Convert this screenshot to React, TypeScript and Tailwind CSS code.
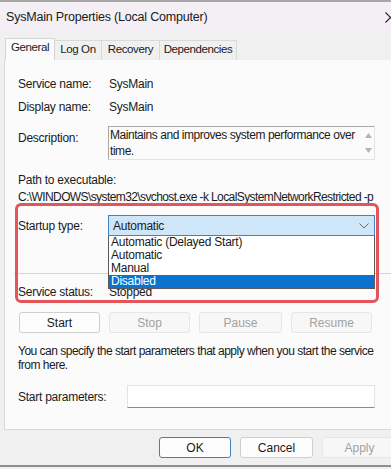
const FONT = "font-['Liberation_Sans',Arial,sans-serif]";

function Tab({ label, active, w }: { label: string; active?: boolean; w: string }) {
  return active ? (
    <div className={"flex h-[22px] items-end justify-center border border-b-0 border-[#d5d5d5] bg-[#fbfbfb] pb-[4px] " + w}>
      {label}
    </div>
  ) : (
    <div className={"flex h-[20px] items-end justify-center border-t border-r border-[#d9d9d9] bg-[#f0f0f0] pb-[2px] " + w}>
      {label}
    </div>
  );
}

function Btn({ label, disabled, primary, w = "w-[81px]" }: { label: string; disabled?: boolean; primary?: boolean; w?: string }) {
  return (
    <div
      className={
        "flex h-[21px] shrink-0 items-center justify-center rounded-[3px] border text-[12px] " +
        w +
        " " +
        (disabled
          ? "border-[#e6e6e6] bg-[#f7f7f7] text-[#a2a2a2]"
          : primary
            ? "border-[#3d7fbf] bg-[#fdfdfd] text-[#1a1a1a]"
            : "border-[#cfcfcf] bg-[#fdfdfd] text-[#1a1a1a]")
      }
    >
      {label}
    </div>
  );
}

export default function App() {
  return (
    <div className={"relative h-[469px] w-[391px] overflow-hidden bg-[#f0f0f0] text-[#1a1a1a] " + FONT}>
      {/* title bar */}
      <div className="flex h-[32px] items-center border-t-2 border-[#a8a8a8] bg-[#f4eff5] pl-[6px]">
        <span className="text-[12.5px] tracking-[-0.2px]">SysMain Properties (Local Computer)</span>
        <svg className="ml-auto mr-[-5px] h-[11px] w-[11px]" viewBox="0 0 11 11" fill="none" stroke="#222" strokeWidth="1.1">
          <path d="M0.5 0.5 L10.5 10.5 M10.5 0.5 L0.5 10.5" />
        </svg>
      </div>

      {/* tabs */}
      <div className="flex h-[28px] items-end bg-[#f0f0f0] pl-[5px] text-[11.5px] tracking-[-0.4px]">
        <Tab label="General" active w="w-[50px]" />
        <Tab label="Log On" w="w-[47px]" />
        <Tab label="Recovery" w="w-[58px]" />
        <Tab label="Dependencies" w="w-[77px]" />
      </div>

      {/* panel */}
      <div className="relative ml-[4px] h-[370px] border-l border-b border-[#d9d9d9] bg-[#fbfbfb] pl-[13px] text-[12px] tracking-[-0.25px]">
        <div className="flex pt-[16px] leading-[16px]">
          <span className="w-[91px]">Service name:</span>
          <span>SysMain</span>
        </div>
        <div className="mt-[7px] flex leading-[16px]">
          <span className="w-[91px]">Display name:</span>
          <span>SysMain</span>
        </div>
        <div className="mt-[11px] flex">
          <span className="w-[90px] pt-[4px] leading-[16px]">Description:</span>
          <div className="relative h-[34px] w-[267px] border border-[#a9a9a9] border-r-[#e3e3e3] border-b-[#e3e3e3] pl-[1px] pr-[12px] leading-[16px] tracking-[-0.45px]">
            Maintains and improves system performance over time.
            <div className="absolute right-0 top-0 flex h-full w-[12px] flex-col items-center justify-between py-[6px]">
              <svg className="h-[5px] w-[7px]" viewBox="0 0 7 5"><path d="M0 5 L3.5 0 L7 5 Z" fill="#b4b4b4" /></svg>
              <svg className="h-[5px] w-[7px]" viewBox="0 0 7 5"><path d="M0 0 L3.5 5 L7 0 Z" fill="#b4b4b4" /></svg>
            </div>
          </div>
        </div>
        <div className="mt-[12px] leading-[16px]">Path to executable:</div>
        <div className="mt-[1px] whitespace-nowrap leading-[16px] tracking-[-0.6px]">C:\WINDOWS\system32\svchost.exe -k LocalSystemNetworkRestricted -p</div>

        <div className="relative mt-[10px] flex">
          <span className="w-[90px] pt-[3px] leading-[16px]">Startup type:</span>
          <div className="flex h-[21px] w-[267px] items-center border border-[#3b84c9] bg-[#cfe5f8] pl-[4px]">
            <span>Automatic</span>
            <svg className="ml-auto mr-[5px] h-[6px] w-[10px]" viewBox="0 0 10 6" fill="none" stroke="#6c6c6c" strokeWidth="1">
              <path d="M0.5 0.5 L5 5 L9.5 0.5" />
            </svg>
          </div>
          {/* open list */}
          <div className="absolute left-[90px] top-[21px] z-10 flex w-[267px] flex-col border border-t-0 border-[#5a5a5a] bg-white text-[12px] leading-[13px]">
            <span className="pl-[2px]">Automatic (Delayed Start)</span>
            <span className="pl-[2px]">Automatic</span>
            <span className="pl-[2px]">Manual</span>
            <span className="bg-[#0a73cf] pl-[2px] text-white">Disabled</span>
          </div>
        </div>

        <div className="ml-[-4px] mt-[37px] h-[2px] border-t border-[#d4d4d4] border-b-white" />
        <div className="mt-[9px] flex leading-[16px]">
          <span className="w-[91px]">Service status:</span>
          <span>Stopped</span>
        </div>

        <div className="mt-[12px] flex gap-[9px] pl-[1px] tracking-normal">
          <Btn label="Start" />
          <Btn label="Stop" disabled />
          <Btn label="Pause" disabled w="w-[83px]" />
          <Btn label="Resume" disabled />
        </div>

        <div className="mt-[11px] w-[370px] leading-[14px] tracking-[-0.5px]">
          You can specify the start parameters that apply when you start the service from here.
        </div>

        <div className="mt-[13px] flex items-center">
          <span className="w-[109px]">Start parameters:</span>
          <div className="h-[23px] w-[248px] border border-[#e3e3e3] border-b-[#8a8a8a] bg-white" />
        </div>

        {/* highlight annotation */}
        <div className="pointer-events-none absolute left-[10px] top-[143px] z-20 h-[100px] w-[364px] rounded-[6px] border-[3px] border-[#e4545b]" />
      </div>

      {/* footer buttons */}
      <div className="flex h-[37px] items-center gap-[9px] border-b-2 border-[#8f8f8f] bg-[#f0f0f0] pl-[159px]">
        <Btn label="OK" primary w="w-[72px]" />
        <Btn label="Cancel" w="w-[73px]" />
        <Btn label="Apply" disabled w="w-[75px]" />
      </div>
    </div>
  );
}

*Exercise description*
Repeat the data exactly in full, omitting its pictures.

*Expected answer*
Convert this screenshot to React, TypeScript and Tailwind CSS code.
const FONT = "font-['Liberation_Sans',Arial,sans-serif]";

function Tab({ label, active, w }: { label: string; active?: boolean; w: string }) {
  return active ? (
    <div className={"flex h-[22px] items-end justify-center border border-b-0 border-[#d5d5d5] bg-[#fbfbfb] pb-[4px] " + w}>
      {label}
    </div>
  ) : (
    <div className={"flex h-[20px] items-end justify-center border-t border-r border-[#d9d9d9] bg-[#f0f0f0] pb-[2px] " + w}>
      {label}
    </div>
  );
}

function Btn({ label, disabled, primary, w = "w-[81px]" }: { label: string; disabled?: boolean; primary?: boolean; w?: string }) {
  return (
    <div
      className={
        "flex h-[21px] shrink-0 items-center justify-center rounded-[3px] border text-[12px] " +
        w +
        " " +
        (disabled
          ? "border-[#e6e6e6] bg-[#f7f7f7] text-[#a2a2a2]"
          : primary
            ? "border-[#3d7fbf] bg-[#fdfdfd] text-[#1a1a1a]"
            : "border-[#cfcfcf] bg-[#fdfdfd] text-[#1a1a1a]")
      }
    >
      {label}
    </div>
  );
}

export default function App() {
  return (
    <div className={"relative h-[469px] w-[391px] overflow-hidden bg-[#f0f0f0] text-[#1a1a1a] " + FONT}>
      {/* title bar */}
      <div className="flex h-[32px] items-center border-t-2 border-[#a8a8a8] bg-[#f4eff5] pl-[6px]">
        <span className="text-[12.5px] tracking-[-0.2px]">SysMain Properties (Local Computer)</span>
        <svg className="ml-auto mr-[-5px] h-[11px] w-[11px]" viewBox="0 0 11 11" fill="none" stroke="#222" strokeWidth="1.1">
          <path d="M0.5 0.5 L10.5 10.5 M10.5 0.5 L0.5 10.5" />
        </svg>
      </div>

      {/* tabs */}
      <div className="flex h-[28px] items-end bg-[#f0f0f0] pl-[5px] text-[11.5px] tracking-[-0.4px]">
        <Tab label="General" active w="w-[50px]" />
        <Tab label="Log On" w="w-[47px]" />
        <Tab label="Recovery" w="w-[58px]" />
        <Tab label="Dependencies" w="w-[77px]" />
      </div>

      {/* panel */}
      <div className="relative ml-[4px] h-[370px] border-l border-b border-[#d9d9d9] bg-[#fbfbfb] pl-[13px] text-[12px] tracking-[-0.25px]">
        <div className="flex pt-[16px] leading-[16px]">
          <span className="w-[91px]">Service name:</span>
          <span>SysMain</span>
        </div>
        <div className="mt-[7px] flex leading-[16px]">
          <span className="w-[91px]">Display name:</span>
          <span>SysMain</span>
        </div>
        <div className="mt-[11px] flex">
          <span className="w-[90px] pt-[4px] leading-[16px]">Description:</span>
          <div className="relative h-[34px] w-[267px] border border-[#a9a9a9] border-r-[#e3e3e3] border-b-[#e3e3e3] pl-[1px] pr-[12px] leading-[16px] tracking-[-0.45px]">
            Maintains and improves system performance over time.
            <div className="absolute right-0 top-0 flex h-full w-[12px] flex-col items-center justify-between py-[6px]">
              <svg className="h-[5px] w-[7px]" viewBox="0 0 7 5"><path d="M0 5 L3.5 0 L7 5 Z" fill="#b4b4b4" /></svg>
              <svg className="h-[5px] w-[7px]" viewBox="0 0 7 5"><path d="M0 0 L3.5 5 L7 0 Z" fill="#b4b4b4" /></svg>
            </div>
          </div>
        </div>
        <div className="mt-[12px] leading-[16px]">Path to executable:</div>
        <div className="mt-[1px] whitespace-nowrap leading-[16px] tracking-[-0.6px]">C:\WINDOWS\system32\svchost.exe -k LocalSystemNetworkRestricted -p</div>

        <div className="relative mt-[10px] flex">
          <span className="w-[90px] pt-[3px] leading-[16px]">Startup type:</span>
          <div className="flex h-[21px] w-[267px] items-center border border-[#3b84c9] bg-[#cfe5f8] pl-[4px]">
            <span>Automatic</span>
            <svg className="ml-auto mr-[5px] h-[6px] w-[10px]" viewBox="0 0 10 6" fill="none" stroke="#6c6c6c" strokeWidth="1">
              <path d="M0.5 0.5 L5 5 L9.5 0.5" />
            </svg>
          </div>
          {/* open list */}
          <div className="absolute left-[90px] top-[21px] z-10 flex w-[267px] flex-col border border-t-0 border-[#5a5a5a] bg-white text-[12px] leading-[13px]">
            <span className="pl-[2px]">Automatic (Delayed Start)</span>
            <span className="pl-[2px]">Automatic</span>
            <span className="pl-[2px]">Manual</span>
            <span className="bg-[#0a73cf] pl-[2px] text-white">Disabled</span>
          </div>
        </div>

        <div className="ml-[-4px] mt-[37px] h-[2px] border-t border-[#d4d4d4] border-b-white" />
        <div className="mt-[9px] flex leading-[16px]">
          <span className="w-[91px]">Service status:</span>
          <span>Stopped</span>
        </div>

        <div className="mt-[12px] flex gap-[9px] pl-[1px] tracking-normal">
          <Btn label="Start" />
          <Btn label="Stop" disabled />
          <Btn label="Pause" disabled w="w-[83px]" />
          <Btn label="Resume" disabled />
        </div>

        <div className="mt-[11px] w-[370px] leading-[14px] tracking-[-0.5px]">
          You can specify the start parameters that apply when you start the service from here.
        </div>

        <div className="mt-[13px] flex items-center">
          <span className="w-[109px]">Start parameters:</span>
          <div className="h-[23px] w-[248px] border border-[#e3e3e3] border-b-[#8a8a8a] bg-white" />
        </div>

        {/* highlight annotation */}
        <div className="pointer-events-none absolute left-[10px] top-[143px] z-20 h-[100px] w-[364px] rounded-[6px] border-[3px] border-[#e4545b]" />
      </div>

      {/* footer buttons */}
      <div className="flex h-[37px] items-center gap-[9px] border-b-2 border-[#8f8f8f] bg-[#f0f0f0] pl-[159px]">
        <Btn label="OK" primary w="w-[72px]" />
        <Btn label="Cancel" w="w-[73px]" />
        <Btn label="Apply" disabled w="w-[75px]" />
      </div>
    </div>
  );
}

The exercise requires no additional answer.